Predictably, national polls have shown the Presidential race tighten as voter models and screens have been firmed up. For the first time in months the President actually took the lead in the RCP average in Florida. More importantly though the President is gaining ground in arguably the most important state of the entire northern half of the nation – Pennsylvania. Fortunately, though, Pennsylvania is the Rust Belt state Trump is most likely to win (compared to WI, MN, MI).
At first glance it might seem odd Trump’s best shot resides in a state with a Democratic Governor since 2014, all statewide offices minus one (a Senate seat held by retiring Senator Pat Toomey) held by Democrats and where Democrats made massive gains almost two years prior. But, due to changing party coalitions and voter behavior his chance remains.
Since the 80’s, the parties have essentially swapped coalitions in the state. In 1980, it was Jimmy Carter winning the rural Western part of the state while Reagan was running wild in the Philly suburbs. Thirty-six years later, Hillary Clinton won every county in the Philly suburbs while Trump only lost two counties west of Luzerne.
This swap is why Trump has the best shot. As the parties have swapped coalitions, voters have become less elastic (or swingy) in their preferences. While less elasticity means fewer swing voters and thus few big wins, it also means a higher floor (for all sides).
Trump’s main base of support in the state resides in the rural Western portion of the state. He also runs up solid margins in central Pennsylvania or the “T” of the state populated by evangelicals and more traditional Catholics. Move further east though and it becomes heavily college educated, urban/suburban Democratic country.
Still, there are counties which indicate where the state is heading. One of these is Washington County to the north of Allegheny (Pittsburgh). It’s a county filled with suburban and rural voters with a dynamic economy. It is the second largest producer of natural gas of the state’s 67 counties. It includes environs filled with teachers, college professors, doctors, executives, farmers, ranchers, and coal, gas and steel manufacturing workers.
Four years ago Trump outperformed Mitt Romney in the county by over 8,000 votes. Short of Allegheny, he ran ahead of Romney in every county touching the Ohio border. Washington, along with several other bellwether counties, propelled Trump to a 44K victory statewide. It was the first time a modern Republican presidential nominee had won the state under the current partisan paradigm.
Reflecting the shift, October marks the first time the GOP voter registrations have outnumbered Democrats. Ever! Meanwhile, in the off-year municipal elections of 2019, a tale of two preferences emerged. Democrats took over long-time GOP held county seats in the Philly suburbs while the GOP took over historically Democratic county seats in the West.
Polls in the state have shown a steady tightening even as Biden’s standing in Wisconsin and Michigan has held largely steady. For Trump to win the state, he needs these voters, driven by local community and values, to show up in droves at the polls. Estimates range from increased turnout of three to five percent needing to be seen across the region to offset Philly and the Collar Counties.

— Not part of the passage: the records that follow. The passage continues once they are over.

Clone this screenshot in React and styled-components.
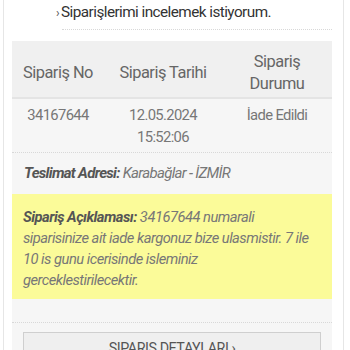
import React from "react";
import styled, { createGlobalStyle } from "styled-components";

const Global = createGlobalStyle`
  html, body { margin: 0; padding: 0; background: #ffffff; }
  body {
    font-family: Roboto, "Liberation Sans", sans-serif;
    color: #666;
  }
`;

const Frame = styled.div`
  box-sizing: border-box;
  width: 341px;
  margin-left: 3px;
  border-left: 1px solid #e6e6e6;
  border-right: 1px solid #e6e6e6;
  padding: 0 11px 0 8px;
  height: 350px;
  overflow: hidden;
`;

const TitleLink = styled.div`
  margin: 0 0 11px 50px;
  padding: 1px 0 5px;
  border-bottom: 1px dotted #d8d8d8;
  font-size: 15.3px;
  line-height: 22px;
  letter-spacing: -0.55px;
  color: #333;
  white-space: nowrap;
`;

const Chevron = styled.span`
  display: inline-block;
  margin-left: -6px;
  margin-right: 2px;
  font-size: 12px;
  color: #555;
`;

const Panel = styled.div`
  background: #f6f6f6;
`;

const Row = styled.div`
  display: grid;
  grid-template-columns: 92px 118px 110px;
  align-items: center;
  text-align: center;
  padding: ${(p) => p.$pad};
  background: ${(p) => p.$bg || "transparent"};
  border-bottom: ${(p) => p.$border};
`;

const HeadCell = styled.div`
  font-size: 16.4px;
  line-height: 22px;
  letter-spacing: -0.5px;
  color: #666;
`;

const DataCell = styled.div`
  font-size: 14.8px;
  line-height: 22px;
  letter-spacing: -0.65px;
  color: #777;
  align-self: start;
`;

const Address = styled.div`
  padding: 9px 12px 10px;
  font-size: 15px;
  line-height: 22px;
  letter-spacing: -0.7px;
  font-style: italic;
  color: #777;
`;

const Label = styled.b`
  font-weight: bold;
  color: #555;
`;

const Note = styled.div`
  background: #fbfb99;
  padding: 13px 11px 8px;
  font-size: 14.7px;
  line-height: 21px;
  letter-spacing: -0.5px;
  font-style: italic;
  color: #777;
`;

const NoteFoot = styled.div`
  height: 23px;
  border-bottom: 1px dotted #d8d8d8;
`;

const ButtonArea = styled.div`
  padding: 9px 11px 0;
`;

const DetailButton = styled.button`
  display: block;
  width: 100%;
  box-sizing: border-box;
  background: #efefef;
  border: 1px solid #cfcfcf;
  padding: 5px 0 8px;
  font-family: inherit;
  font-size: 14.3px;
  line-height: 20px;
  letter-spacing: -0.45px;
  color: #555;
  text-transform: uppercase;
  text-align: center;
`;

export default function App() {
  return (
    <>
      <Global />
      <Frame>
        <TitleLink>
          <Chevron>›</Chevron>Siparişlerimi incelemek istiyorum.
        </TitleLink>
        <Panel>
          <Row $pad="10px 0 2px" $bg="#f0f0f0" $border="2px solid #e4e4e4">
            <HeadCell>Sipariş No</HeadCell>
            <HeadCell>Sipariş Tarihi</HeadCell>
            <HeadCell>
              Sipariş
              <br />
              Durumu
            </HeadCell>
          </Row>
          <Row $pad="5px 0 4px" $border="1px dotted #d8d8d8">
            <DataCell>34167644</DataCell>
            <DataCell>
              12.05.2024
              <br />
              15:52:06
            </DataCell>
            <DataCell>İade Edildi</DataCell>
          </Row>
          <Address>
            <Label>Teslimat Adresi:</Label> Karabağlar - İZMİR
          </Address>
          <Note>
            <Label>Sipariş Açıklaması:</Label> 34167644 numarali
            <br />
            siparisinize ait iade kargonuz bize ulasmistir. 7 ile
            <br />
            10 is gunu icerisinde isleminiz
            <br />
            gerceklestirilecektir.
          </Note>
          <NoteFoot />
          <ButtonArea>
            <DetailButton>Sipariş Detayları ›</DetailButton>
          </ButtonArea>
        </Panel>
      </Frame>
    </>
  );
}
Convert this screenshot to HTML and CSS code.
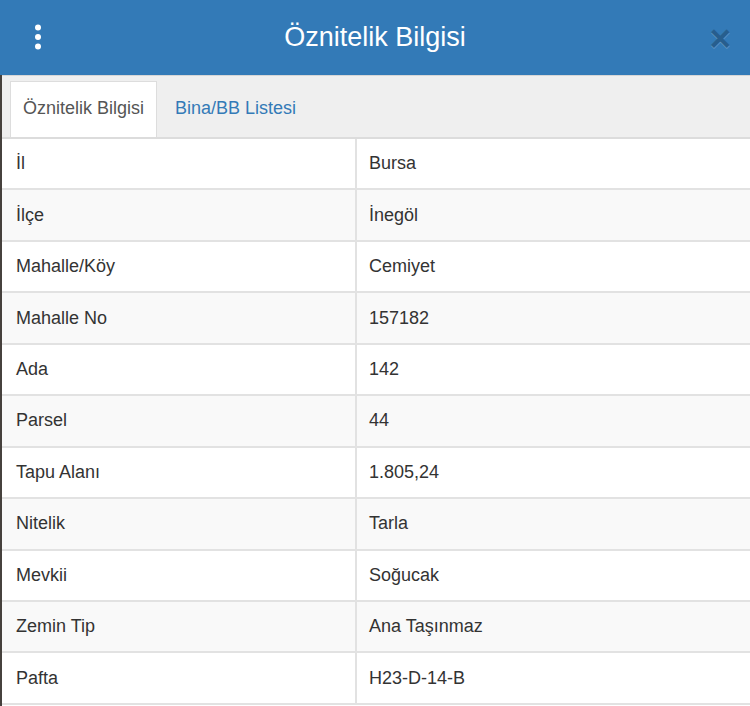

The President seems to have noticed. In the debate last week, Trump pinned Biden down and locked him up in a lie (I will not ban fracking). The move is sure to turn a few undecides to the President. More importantly though, it helps paint a broader picture of Biden in the region has forgetting the Scranton values he likes to remind voters he has. Biden dug himself an even deeper hole when he said at the end of the debate, “I would transition away from the oil industry, yes,” Biden said in the closing minutes of the debate, “The oil industry pollutes, significantly. It has to be replaced by renewable energy over time.”
Additionally, a recurring theme of 2016 was voters in the region feeling forgotten and ignored by generations of politicians. Trump reminded these voters, again in the debate, why they sent him to the White House and should keep him there, saying to Biden, “I ran because of you…..”
These themes might have helped shift the contest. Indeed, since the debate polls have shown a tightening in the average by two percent or so. It was around this time in 2016 when the polls started to tighten.
Further benefiting the President, voter registrations suggest an enthusiasm gap. Republicans have added thousands of voters to their rolls while simultaneously Democrats have lost thousands. In Washington County, the shift since 2016 has been so pronounced a 13,000 voter registrant deficit has been overcome. The county has added 12,000 voters to its rolls in that time and GOP voters form a plurality of registrants for the first time since 1930.
Indeed, the whole western region of energy heat counties that also includes Beaver, Westmoreland, Fayette, Greene, and Butler has shown a net Republican increase of 21% since 2016. Data shows since June 10, Bradford, Clinton, Lackawanna, Luzerne, Lycoming, Potter, Sullivan, Susquehanna, Tioga, and Wyoming have all increased their Republican voter registration, and — judging by what the people there will say if you visit and listen to them — their enthusiasm for Trump.
Trump held a rally recently in Erie County, the one county in the region he flipped from blue to red, and is in a dogfight for now, to goose his supporters turnout in the area.
If Trump can squeeze an extra 50,000 more votes out of this region and hold down Biden’s margins in the suburbs – there seem to be some encouraging signs in early voting this could happen – Trump will win the state and substantially better his chances of being reelected.